Despite all of this the Monday Night Football is a treat. Just when you think the farce cannot deepen any more it does. Credit to the pair of them, on the night I tuned in Blackburn drew 0-0 with Sunderland in the kind of game that sends you scurrying for the gas oven suicide note in hand only to find a queue of people waiting in the kitchen to do exactly the same thing. They managed to get three hours of programming out of that – admittedly, and sadly, including 90 minutes of the “action” with Kevin Phillips co-commentating on the HD channel and Gary Birtles on the 3D version which is a bit like choosing between syphilis and Chlamydia – but by God they worked hard for that.

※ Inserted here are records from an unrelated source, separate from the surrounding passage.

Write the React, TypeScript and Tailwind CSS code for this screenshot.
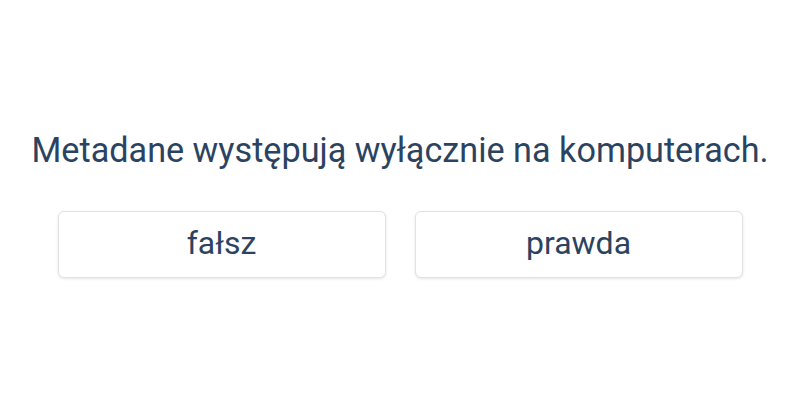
export default function App() {
  return (
    <div className="w-[800px] h-[400px] bg-white flex flex-col items-center pt-[130px] text-[#2b4360] font-['Roboto',sans-serif]">
      <p className="text-[34.2px] leading-[40px]">Metadane występują wyłącznie na komputerach.</p>
      <div className="mt-[41px] flex gap-[29px]">
        <button className="w-[328px] h-[67px] pb-[4px] rounded-[6px] border border-[#e2e2e2] bg-white shadow-[0_1px_3px_rgba(0,0,0,0.10)] text-[32px]">
          fałsz
        </button>
        <button className="w-[328px] h-[67px] pb-[4px] rounded-[6px] border border-[#e2e2e2] bg-white shadow-[0_1px_3px_rgba(0,0,0,0.10)] text-[32px]">
          prawda
        </button>
      </div>
    </div>
  )
}
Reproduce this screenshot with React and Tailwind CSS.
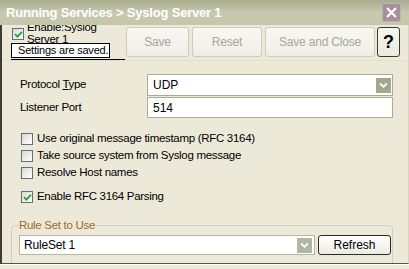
import React from 'react';

const font = { fontFamily: '"Liberation Sans", Arial, sans-serif' };

function Check({ checked }) {
  return (
    <span className="w-[12px] h-[12px] shrink-0 border border-[#5d7084] bg-gradient-to-br from-[#d9d9d2] to-white flex items-center justify-center">
      {checked && (
        <svg width="9" height="9" viewBox="0 0 9 9">
          <path d="M1 4.2 L3.4 6.6 L8 1.8" fill="none" stroke="#2aa12a" strokeWidth="1.8" />
        </svg>
      )}
    </span>
  );
}

function Chevron({ light }) {
  return (
    <span className={`w-[15px] h-[15px] flex items-center justify-center ${light ? 'bg-[#b0b7a3]' : 'bg-[#a2a88b]'}`}>
      <svg width="9" height="7" viewBox="0 0 9 7">
        <path d="M1.2 1.5 L4.5 4.8 L7.8 1.5" fill="none" stroke="#fff" strokeWidth="1.8" />
      </svg>
    </span>
  );
}

function ToolButton({ children, w }) {
  return (
    <div className={`${w} h-[30px] rounded-[3px] border border-[#cdcbbd] bg-gradient-to-b from-[#f8f7f2] to-[#efeee6] flex items-center justify-center text-[#a8a79e] text-[12px] tracking-[-0.2px]`}>
      {children}
    </div>
  );
}

function Row({ label, checked, mt }) {
  return (
    <div className={`h-[16px] flex items-center ${mt || ''}`}>
      <Check checked={checked} />
      <span className="ml-[4px] text-[11.5px] tracking-[-0.3px] text-black whitespace-nowrap">{label}</span>
    </div>
  );
}

export default function App() {
  return (
    <div className="w-[409px] h-[269px] bg-[#ece9d8] flex flex-col overflow-hidden relative select-none" style={font}>
      {/* Title bar */}
      <div className="h-[25px] shrink-0 bg-gradient-to-b from-[#a9ad8e] via-[#c6c9ae] to-[#c4c7ac] flex items-center justify-between pl-[6px] pr-[8px]">
        <span className="text-white font-bold text-[13px] tracking-[-0.2px] whitespace-nowrap">Running Services &gt; Syslog Server 1</span>
        <div className="w-[19px] h-[19px] rounded-[2px] bg-[#a88e9b] border border-[#c2b0b8] flex items-center justify-center">
          <svg width="13" height="13" viewBox="0 0 13 13">
            <path d="M2 2 L11 11 M11 2 L2 11" stroke="#fff" strokeWidth="2.2" />
          </svg>
        </div>
      </div>

      {/* Body */}
      <div className="flex-1 flex flex-col border-l-2 border-l-[#3d3d36] border-r border-r-[#d6d3c2] border-b border-b-[#55554c] overflow-hidden">
        {/* Toolbar */}
        <div className="h-[36px] shrink-0 flex items-start border-b border-[#e2dfcd]">
          <div className="w-[124px] flex items-start pl-[10px] pt-[3px]">
            <Check checked />
            <div className="ml-[3px] -mt-[7px] text-[11.5px] leading-[12px] tracking-[-0.3px] text-black whitespace-nowrap">
              <div>Enable:Syslog</div>
              <div>Server 1</div>
            </div>
          </div>
          <div className="flex items-start gap-[3px] pt-[2px]">
            <ToolButton w="w-[63px]">Save</ToolButton>
            <ToolButton w="w-[70px]">Reset</ToolButton>
            <ToolButton w="w-[110px]">Save and Close</ToolButton>
            <div className="w-[23px] h-[30px] -ml-[1px] rounded-[3px] border border-[#3b3b2e] bg-gradient-to-b from-[#f8f7f0] to-[#ebeadf] flex items-center justify-center text-black font-bold text-[18px]">?</div>
          </div>
        </div>

        {/* Protocol */}
        <div className="mt-[13px] h-[22px] flex items-center">
          <span className="w-[145px] pl-[18px] text-[11.5px] tracking-[-0.3px] text-black">
            Protocol <span className="underline">T</span>ype
          </span>
          <div className="w-[246px] h-[22px] bg-white border border-[#a9ac92] flex items-center justify-between pl-[5px] pr-[1px]">
            <span className="text-[12px] text-black">UDP</span>
            <Chevron />
          </div>
        </div>

        {/* Listener Port */}
        <div className="mt-[1px] h-[21px] flex items-center">
          <span className="w-[145px] pl-[18px] text-[11.5px] tracking-[-0.3px] text-black">Listener Port</span>
          <div className="w-[246px] h-[21px] bg-white border border-[#a9ac92] flex items-center pl-[5px]">
            <span className="text-[12px] text-black">514</span>
          </div>
        </div>

        {/* Options */}
        <div className="mt-[13px] pl-[19px] flex flex-col">
          <Row label="Use original message timestamp (RFC 3164)" />
          <Row label="Take source system from Syslog message" mt="mt-[1px]" />
          <Row label="Resolve Host names" mt="mt-[1px]" />
          <Row label="Enable RFC 3164 Parsing" checked mt="mt-[8px]" />
        </div>

        {/* Rule Set */}
        <fieldset className="mt-[14px] ml-[9px] w-[382px] h-[60px] shrink-0 border border-[#d0cebf] rounded-[4px] pl-[7px] pr-0 pt-0 m-0">
          <legend className="text-[11.5px] tracking-[-0.3px] text-[#a0682c] px-[1px] -ml-[1px] leading-[12px]">Rule Set to Use</legend>
          <div className="mt-[4px] flex items-center">
            <div className="w-[296px] h-[20px] bg-white border border-[#b4b7a0] flex items-center justify-between pl-[4px] pr-[2px]">
              <span className="text-[12px] tracking-[-0.2px] text-black">RuleSet 1</span>
              <Chevron light />
            </div>
            <div className="ml-[3px] w-[73px] h-[20px] rounded-[3px] border border-[#2b2b23] bg-gradient-to-b from-white to-[#ecebe2] flex items-center justify-center text-[12px] text-black">
              Refresh
            </div>
          </div>
        </fieldset>
      </div>
      <div className="h-[5px] shrink-0 border-t border-white bg-[#ece9d8]" />

      {/* Tooltip */}
      <div className="absolute left-[11px] top-[43px] w-[99px] h-[15px] bg-white border border-black flex items-center pl-[6px] text-[11px] tracking-[-0.2px] text-black leading-none whitespace-nowrap">
        Settings are saved.
      </div>
      <div className="absolute left-[11px] top-[59px] w-[114px] h-[1px] bg-black" />
    </div>
  );
}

When they talk about great moments of television and cue up clips of Del Boy falling through the bar or David Attenburgh rolling round in the bracken with a gorilla I hope to God in future the montages include Gray’s answer to Keys’ simple question about ‘what has happened to the art of tackling?’ Clips, arrows, archive footage, opinion and finally, gloriously, a small piece of artificial grass stolen from Kenilworth Road circa 1990 upon which Gray delicately placed Keys, took a large run up, and proceeded to demonstrate the rights and wrongs of the sliding tackle. Why was I not in the production meeting when the idea of some artificial turf for Richard and Andy to stand on and demonstrate shooting, passing and breaking Bobby Zamora’s leg was suggested? When that suggestion found enough support to make it onto my television every Monday night I feel I should have been present. What a moment.
Dancing girls, Andy Sinton, and an angry Big Ron pale into insignificance when compared with Andy Gray executing a tackle on Richard Keys in a television studio on a teeny tiny patch of artificial grass. I find myself watching it again on my Sky Plus box late at night, crying at the sheer perfection of it. A thousand sit com writers could try for a thousand years and never come close.
It’s Sunderland v Everton this week, possibly. But more importantly it’s Richard and Andy playing with their toys – partners, lovers, geniuses.